Paper No. 67-4
Presentation Time: 2:15 PM
INSIDE A WRINKLE RIDGE: STRUCTURAL INVESTIGATION OF AN EARTH ANALOGUE IN THE YAKIMA FOLD AND THRUST BELT, WA
Thrust fault-related landforms are observed on many solar system bodies, including Earth. These landforms exhibit a wide range of planforms and morphologies, from linear map patterns and asymmetric topography to sinuous, segmented map patterns showing alternating asymmetry of ridges. Among such landforms, so-called wrinkle ridges are the most morphologically complex. Thus, understanding the three-dimensional structural complexity that produces such map patterns and morphologies is important for developing kinematic models of uplift and for deducing the strain accommodated by the developing structure.

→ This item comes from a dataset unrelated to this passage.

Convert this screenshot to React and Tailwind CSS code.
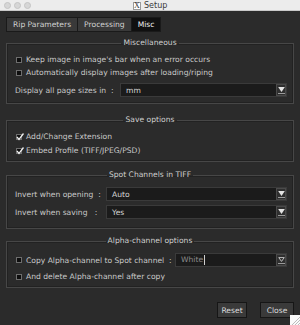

Various techniques like elastic dislocation modeling, observing structural exposures in planetary imagery, and comparing thrust fault-related landforms to Earth analogues have been used to investigate the underlying structural geometry of the ridges. However, studies of Earth analogues, identified by asymmetric profiles and parallel alignment of ridges, have been limited to the presence of surface breaking thrust faults and the dip of those faults at outcrops, leaving the complicated subsurface structure unexplored. We investigate the structure of a ridge within the Yakima Fold and Thrust Belt (YFTB), central Washington. Saddle Mountain is a ~70 km E-W-oriented ridge of deformed Columbia River Flood Basalt that diverges westward into two separate ridges, Manastash Ridge and Boylston Mountain. The research presented here synthesizes 384 field measurements of basalt flow contacts, 10 well logs (three over 3 km deep), three ~10 km seismic profiles, a 10m digital elevation model, and geologic maps to produce a 3D model of the interior structure the ridge. This model was developed using Midland Valley’s MOVE Structural Geology Software. Ten cross sections were produced and interpolated to show changes in fault depth, linkage, shape, orientation, and resulting deformation across the ridges. Faults dip more steeply at depth than anticipated and often link with back thrusts, and structural geometry transitions from symmetric to asymmetric fault systems from east to west. This detailed model illuminates the complexity of the structural geometry within a terrestrial “wrinkle ridge”.